I have learned so incredibly much since I last posted about my first attempts with clay reliefs about six weeks ago. I've been working hard, I might even say obsessively, nose to grindstone, on my clay projects. It's been a long time since I've cursed as much while making art; it's so easy to make mistakes: drop a tool and make a hole, cut off an important bit of form, ruin a perfectly good line, etc. If it wasn't for the helpful advice of my sculptor friends––Sam Thurston and Harry Roseman––and the knowledge and generosity of my ceramicist friend, Deborah Jurist, who has fired this work for me, I would still be messing about with air dried clay. And if it wasn't for the brilliant exhibition of Middle Kingdom Egyptian art at the Met, I wouldn't have begun working with clay in the first place. 

I'm beginning this post with my most recent piece, and the one I think is most successful so far. I puttered with abstract imagery, as in Reliefs 8 and 9 below, but it wasn't until I copied details from Egyptian relief carvings that I began to get an idea of where I was going. First of all, I found out that carving the clay would work better for me that what I had been doing: layering thin slabs. 


Egyptian Curves detail


 Looking carefully at the detail of an Egyptian headdress, I tried to copy the subtle plane changes, and the sensitive curves and lines. Doing this gave me a three dimensional vocabulary, something this two dimensional artist sorely needed.


Egyptian Offerings, 1st version


Then there was the issue of color. I didn't want to leave the pieces white, as beautiful as that is; I love color too much. I wanted to use paint, so as not to have to fire the work again, and also to have more control. There was a problem with the porosity of the clay: at its full firing temperature, it was too vitrified to accept egg tempera; the paint didn't stick.
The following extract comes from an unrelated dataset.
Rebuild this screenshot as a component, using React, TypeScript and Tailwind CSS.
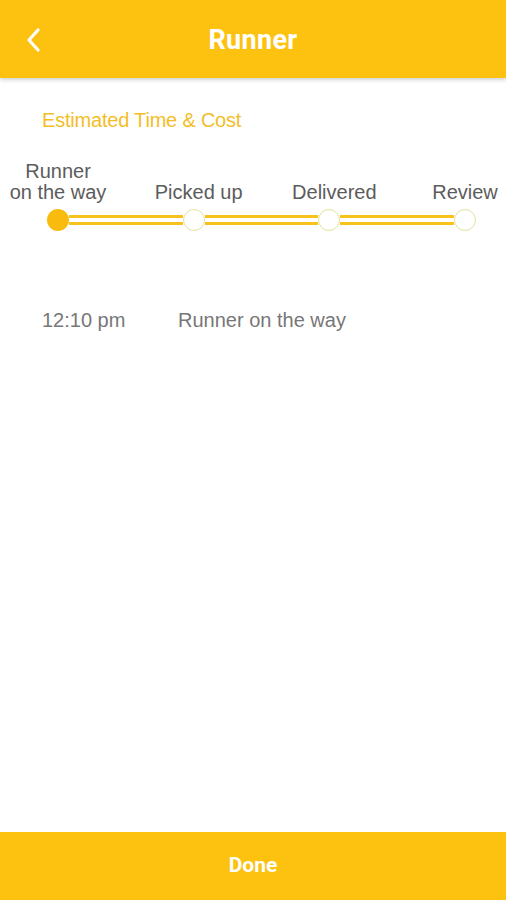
import React from 'react'

const steps = [
  { label: 'Runner\non the way', done: true, shift: '' },
  { label: 'Picked up', done: false, shift: 'translate-x-[5px]' },
  { label: 'Delivered', done: false, shift: 'translate-x-[5px]' },
  { label: 'Review', done: false, shift: '' },
]

function Step({ label, done, shift }: { label: string; done: boolean; shift: string }) {
  return (
    <div className='flex flex-col items-center w-[22px] shrink-0'>
      <span className={`whitespace-pre text-center text-[20px] leading-[21px] text-[#5c5c5c] mb-[6px] ${shift}`}>
        {label}
      </span>
      {done ? (
        <div className='w-[22px] h-[22px] rounded-full bg-[#f9bb0d]' />
      ) : (
        <div className='w-[22px] h-[22px] rounded-full bg-white border-[1.5px] border-[#e4e49c]' />
      )}
    </div>
  )
}

export default function App() {
  return (
    <div className='flex flex-col h-[900px] w-full bg-white font-["Liberation_Sans",Arial,sans-serif]'>
      <header className='relative flex items-center justify-center h-[78px] pt-[2px] bg-[#fdc110] shadow-[0_2px_4px_rgba(0,0,0,0.18)] z-10'>
        <button className='absolute left-[24px] top-[27px] text-white'>
          <svg width='20' height='26' viewBox='0 0 20 26' fill='none'>
            <path d='M14 3 L5 13 L14 23' stroke='white' strokeWidth='3.2' strokeLinecap='round' strokeLinejoin='round' />
          </svg>
        </button>
        <h1 className='text-white text-[27px] font-bold font-["Roboto",sans-serif] tracking-[0.3px]'>Runner</h1>
      </header>

      <main className='flex-1'>
        <p className='mt-[31px] ml-[42px] text-[20px] leading-[22px] text-[#f4bd28] tracking-[-0.2px]'>Estimated Time &amp; Cost</p>

        <div className='flex items-end ml-[47px] mr-[30px] mt-[30px]'>
          {steps.map((s, i) => (
            <React.Fragment key={i}>
              {i > 0 && (
                <div className='flex-1 h-[10px] mb-[6px] border-y-[3px] border-[#f7c21c] bg-white' />
              )}
              <Step label={s.label} done={s.done} shift={s.shift} />
            </React.Fragment>
          ))}
        </div>

        <div className='flex mt-[78px] ml-[42px] text-[20px] leading-[22px] text-[#777777]'>
          <span className='w-[136px]'>12:10 pm</span>
          <span>Runner on the way</span>
        </div>
      </main>

      <footer className='h-[68px] flex items-center justify-center bg-[#fdc110]'>
        <span className='text-white text-[21px] font-bold font-["Roboto",sans-serif]'>Done</span>
      </footer>
    </div>
  )
}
Deborah tried placing the pieces in a cooler part of the kiln, so they would be a bit under-fired, therefore more porous, and that helped a lot. Then there was my decision on how to use the paint: transparently or more opaquely. Decisions, decisions, lots and lots of figuring things out. My first attempt on Egyptian Offerings was using transparent paint; I put a second layer and didn't like that at all: too much showing of every little imperfection on the surface; that's all you noticed, instead of the form.
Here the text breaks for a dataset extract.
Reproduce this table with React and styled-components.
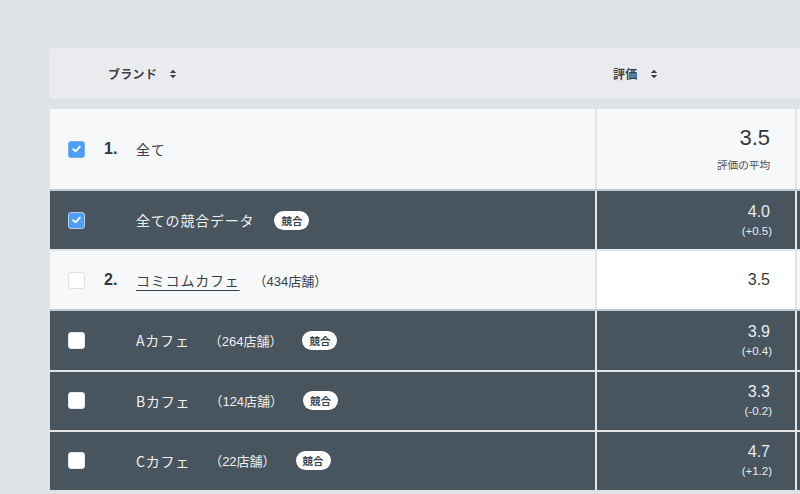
import React from 'react';
import styled, { createGlobalStyle } from 'styled-components';

const GlobalStyle = createGlobalStyle`
  html, body {
    margin: 0;
    padding: 0;
    background: #dfe2e6;
  }
  body {
    font-family: "Liberation Sans", "Noto Sans CJK JP", sans-serif;
    color: #3a4047;
  }
`;

const Page = styled.div`
  width: 800px;
  height: 494px;
  overflow: hidden;
  padding: 48px 0 0 49px;
  box-sizing: border-box;
`;

const HeaderBar = styled.div`
  display: grid;
  grid-template-columns: 548px 1fr;
  align-items: center;
  width: 780px;
  height: 51px;
  background: #e9ebee;
  border-radius: 4px;
`;

const HeadCell = styled.div`
  display: flex;
  align-items: center;
  padding-left: ${p => p.$pad}px;
  font-size: 12px;
  font-weight: 700;
  color: #3b4046;
  letter-spacing: 0.3px;
`;

const SortIcon = styled.svg`
  margin-left: 12px;
  width: 8px;
  height: 10px;
`;

const Body = styled.div`
  display: flex;
  flex-direction: column;
  margin: 10px 0 0 1px;
  width: 760px;
`;

const Row = styled.div`
  display: grid;
  grid-template-columns: 545px 198px 1fr;
  column-gap: 2px;
  height: ${p => p.$h}px;
  background: #e3e6e9;
  border-top: ${p => (p.$first ? 'none' : `2px solid ${p.$sep}`)};
`;

const NameCell = styled.div`
  display: flex;
  align-items: center;
  padding-left: 18px;
  background: ${p => (p.$dark ? '#48545e' : '#f7f8fa')};
  color: ${p => (p.$dark ? '#eef0f2' : '#3a4047')};
`;

const Check = styled.span`
  display: inline-flex;
  align-items: center;
  justify-content: center;
  width: 17px;
  height: 17px;
  box-sizing: border-box;
  border-radius: 3px;
  margin-right: 19px;
  background: ${p => (p.$on ? '#4b9df6' : '#ffffff')};
  border: 1px solid ${p => (p.$on ? (p.$dark ? '#b9cde2' : '#6fb0f7') : (p.$dark ? '#e8eaed' : '#dde0e4'))};
`;

const Rank = styled.span`
  width: 32px;
  font-size: 16px;
  font-weight: 700;
  color: #30363c;
`;

const Name = styled.span`
  font-size: 14px;
  letter-spacing: 0.8px;
  font-family: "Noto Sans CJK JP", sans-serif;
  text-decoration: ${p => (p.$link ? 'underline' : 'none')};
  text-underline-offset: 4px;
  text-decoration-thickness: 1px;
`;

const Count = styled.span`
  margin-left: ${p => (p.$tight ? 14 : 19)}px;
  font-size: 13px;
  font-family: "Liberation Sans", "Noto Sans CJK JP", sans-serif;
`;

const Badge = styled.span`
  display: inline-flex;
  align-items: center;
  justify-content: center;
  margin-left: 20px;
  height: 19px;
  padding: 0 7px;
  border-radius: 10px;
  background: #ffffff;
  color: #3d4650;
  font-size: 10.5px;
  font-weight: 700;
  font-family: "Noto Sans CJK JP", sans-serif;
`;

const RateCell = styled.div`
  display: flex;
  flex-direction: column;
  align-items: flex-end;
  justify-content: center;
  padding-right: 25px;
  background: ${p => (p.$dark ? '#48545e' : p.$white ? '#ffffff' : '#f7f8fa')};
  color: ${p => (p.$dark ? '#e9ecef' : '#33393f')};
`;

const Score = styled.span`
  font-size: ${p => (p.$big ? 22 : 16)}px;
  line-height: ${p => (p.$big ? 24 : 18)}px;
`;

const Sub = styled.span`
  margin-top: ${p => (p.$big ? 8 : 3)}px;
  margin-right: ${p => (p.$big ? 0 : -2)}px;
  font-size: ${p => (p.$big ? 10.6 : 11.5)}px;
  line-height: 14px;
  color: ${p => (p.$big ? '#4a5057' : 'inherit')};
  font-family: "Liberation Sans", "Noto Sans CJK JP", sans-serif;
`;

const Filler = styled.div`
  background: ${p => (p.$dark ? '#48545e' : '#f7f8fa')};
`;

const Sort = () => (
  <SortIcon viewBox="0 0 8 10">
    <path d="M4 0.8 L7.2 4 L0.8 4 Z" fill="#3b4046" />
    <path d="M4 9.2 L7.2 6 L0.8 6 Z" fill="#3b4046" />
  </SortIcon>
);

const Tick = () => (
  <svg width="9" height="8" viewBox="0 0 9 8">
    <path d="M1.2 4.2 L3.5 6.3 L7.8 1.6" fill="none" stroke="#ffffff" strokeWidth="1.9" strokeLinecap="round" strokeLinejoin="round" />
  </svg>
);

const rows = [
  { dark: true, on: true, name: '全ての競合データ', badge: true, score: '4.0', diff: '(+0.5)' },
  { dark: false, on: false, rank: '2.', name: 'コミコムカフェ', link: true, count: '（434店舗）', score: '3.5', white: true },
  { dark: true, on: false, name: 'Aカフェ', count: '（264店舗）', badge: true, score: '3.9', diff: '(+0.4)' },
  { dark: true, on: false, name: 'Bカフェ', count: '（124店舗）', badge: true, score: '3.3', diff: '(-0.2)' },
  { dark: true, on: false, name: 'Cカフェ', count: '（22店舗）', badge: true, score: '4.7', diff: '(+1.2)' },
];

export default function App() {
  return (
    <Page>
      <GlobalStyle />
      <HeaderBar>
        <HeadCell $pad={59}>ブランド<Sort /></HeadCell>
        <HeadCell $pad={16}>評価<Sort /></HeadCell>
      </HeaderBar>
      <Body>
        <Row $first $h={80}>
          <NameCell>
            <Check $on><Tick /></Check>
            <Rank>1.</Rank>
            <Name>全て</Name>
          </NameCell>
          <RateCell>
            <Score $big>3.5</Score>
            <Sub $big>評価の平均</Sub>
          </RateCell>
          <Filler />
        </Row>
        {rows.map((r, i) => {
          const prevLight = i === 0 || !rows[i - 1].dark;
          return (
            <Row key={r.name} $h={58.2} $sep={r.dark && prevLight ? '#c3c8cd' : '#e3e6e9'}>
              <NameCell $dark={r.dark}>
                <Check $on={r.on} $dark={r.dark}>{r.on && <Tick />}</Check>
                <Rank>{r.rank}</Rank>
                <Name $link={r.link}>{r.name}</Name>
                {r.count && <Count $tight={r.link}>{r.count}</Count>}
                {r.badge && <Badge>競合</Badge>}
              </NameCell>
              <RateCell $dark={r.dark} $white={r.white}>
                <Score>{r.score}</Score>
                {r.diff && <Sub>{r.diff}</Sub>}
              </RateCell>
              <Filler $dark={r.dark} />
            </Row>
          );
        })}
      </Body>
    </Page>
  );
}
Egyptian Offerings, porcelain with egg tempera paint, 10 x 8 1/16 in.


So I took a deep breath and went back at it with thicker paint, using several layers, as I do with my paintings on parchment....and....it made me happy. I made the surrounding "frame" a slightly different color than the image panel, as I did with Egyptian Curves. That was another set of decisions: whether to have the frame at all, whether to make it the very same color as the image. For me, the image panel looked kind of naked without a surround, and right now I like the slight color variation, though I might not do that all the time. 


Egyptian Offerings detail


One of the great pleasures for me in doing these reliefs is playing with line and edge, and paying attention to the way one form meets another. There are infinite variations in these aspects of three dimensional drawing.
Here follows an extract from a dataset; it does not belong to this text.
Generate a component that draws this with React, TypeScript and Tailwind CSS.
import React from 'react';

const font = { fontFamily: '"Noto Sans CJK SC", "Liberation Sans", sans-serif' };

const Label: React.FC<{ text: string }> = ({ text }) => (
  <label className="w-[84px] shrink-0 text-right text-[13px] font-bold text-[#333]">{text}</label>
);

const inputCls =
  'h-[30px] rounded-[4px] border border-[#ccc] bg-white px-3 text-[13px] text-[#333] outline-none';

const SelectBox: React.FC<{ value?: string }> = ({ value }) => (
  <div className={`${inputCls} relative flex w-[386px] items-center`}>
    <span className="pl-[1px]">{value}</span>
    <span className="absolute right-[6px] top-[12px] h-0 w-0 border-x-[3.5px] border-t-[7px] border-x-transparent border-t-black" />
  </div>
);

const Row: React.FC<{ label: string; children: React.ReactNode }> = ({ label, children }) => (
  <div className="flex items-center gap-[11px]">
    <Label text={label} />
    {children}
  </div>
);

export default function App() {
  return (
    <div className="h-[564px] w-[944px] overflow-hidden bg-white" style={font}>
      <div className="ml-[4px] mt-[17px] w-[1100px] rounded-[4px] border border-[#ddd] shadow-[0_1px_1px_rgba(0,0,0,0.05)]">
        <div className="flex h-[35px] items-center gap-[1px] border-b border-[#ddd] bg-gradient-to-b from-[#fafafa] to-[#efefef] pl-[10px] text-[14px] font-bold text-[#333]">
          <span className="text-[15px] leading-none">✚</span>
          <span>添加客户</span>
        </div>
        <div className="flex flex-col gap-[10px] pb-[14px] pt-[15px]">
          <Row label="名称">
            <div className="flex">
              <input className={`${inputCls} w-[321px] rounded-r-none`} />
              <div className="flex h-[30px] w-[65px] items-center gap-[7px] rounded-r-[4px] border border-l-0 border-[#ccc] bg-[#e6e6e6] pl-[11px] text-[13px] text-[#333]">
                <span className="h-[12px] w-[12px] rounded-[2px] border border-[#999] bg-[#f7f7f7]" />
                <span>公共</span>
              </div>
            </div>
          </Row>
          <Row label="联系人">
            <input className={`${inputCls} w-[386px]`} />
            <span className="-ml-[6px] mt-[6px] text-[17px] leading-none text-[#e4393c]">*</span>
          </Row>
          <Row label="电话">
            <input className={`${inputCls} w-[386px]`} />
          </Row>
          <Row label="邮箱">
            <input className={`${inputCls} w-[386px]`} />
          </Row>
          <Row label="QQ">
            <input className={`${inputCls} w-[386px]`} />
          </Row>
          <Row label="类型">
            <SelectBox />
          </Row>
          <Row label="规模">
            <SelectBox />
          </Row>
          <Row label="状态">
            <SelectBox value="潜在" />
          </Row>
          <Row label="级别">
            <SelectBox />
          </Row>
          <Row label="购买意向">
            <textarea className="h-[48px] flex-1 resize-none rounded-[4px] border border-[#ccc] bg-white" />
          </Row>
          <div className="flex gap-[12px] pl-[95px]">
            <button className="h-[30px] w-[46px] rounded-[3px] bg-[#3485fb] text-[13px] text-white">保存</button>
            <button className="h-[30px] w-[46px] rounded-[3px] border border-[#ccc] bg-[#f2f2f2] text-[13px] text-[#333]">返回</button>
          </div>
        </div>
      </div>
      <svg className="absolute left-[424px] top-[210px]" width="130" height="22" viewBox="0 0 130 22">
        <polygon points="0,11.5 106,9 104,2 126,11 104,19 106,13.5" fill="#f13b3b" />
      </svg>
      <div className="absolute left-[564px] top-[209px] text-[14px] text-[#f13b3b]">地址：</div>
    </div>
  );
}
Relief 8, porcelain with egg tempera paint, 9 3/8 x 7 1/2 in.



Relief 9, porcelain with egg tempera paint, 9 1/4 x 8 1/2 in.


The two pieces above were made using slabs, which I found hard to keep smooth and flat. I originally thought I'd make only abstract images, like these two, but since doing the Egyptian pieces I realize I can also use imagery from my machinery files. Relief 8 was done with transparent paint, and 9 with thicker paint. I used a wider framing panel in Relief 9 wanting to see if it was more effective, but I don't think it is, so I'm sticking with a frame that's a bit more than an inch wide. Although sometimes I've felt like a dumbbell while working with clay, it is deeply satisfying, and I look forward to seeing where it will take me.


8 comments:

  1. I was most moved by the early iterations...perhaps because the passion and inquisitiveness is most evident there. Mastery, perhaps, is interesting when it is all we have. What if all we had were the great artists' iterations?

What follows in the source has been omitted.